Strengthening indigenous institutions is key and a challenge for the Executive Power of the current Government of Pedro Castillo, considering the proper implementation and execution of public policies in compliance with the Law of Prior Consultation and national and international regulations related to the issues of Indigenous Peoples. 

Conclusion 

In more than 500 years, after hard and persistent protest struggles, the recognition and respect of the rights of the Indigenous Peoples has been achieved.
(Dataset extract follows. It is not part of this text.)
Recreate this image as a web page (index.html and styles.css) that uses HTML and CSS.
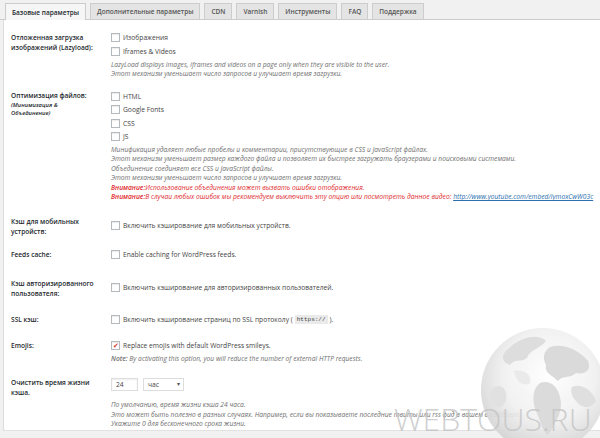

However, to date this is not enough and it is necessary for the State to assume the responsibility of building a political entity of indigenous institutions with technical and economic capacity, capable of really ensuring the development of Indigenous Peoples and their participation, avoiding partisanism and discontinuousness. 

The approval of Law 29785, law of the right to prior consultation of Indigenous Peoples  recognized in ILO Convention 169, undoubtedly requires the creation of a body similar to INDEPA in order to lead and promote a national policy of intercultural dialogue between the State and Indigenous Peoples, which will in turn generate adequate social cohesion in the country.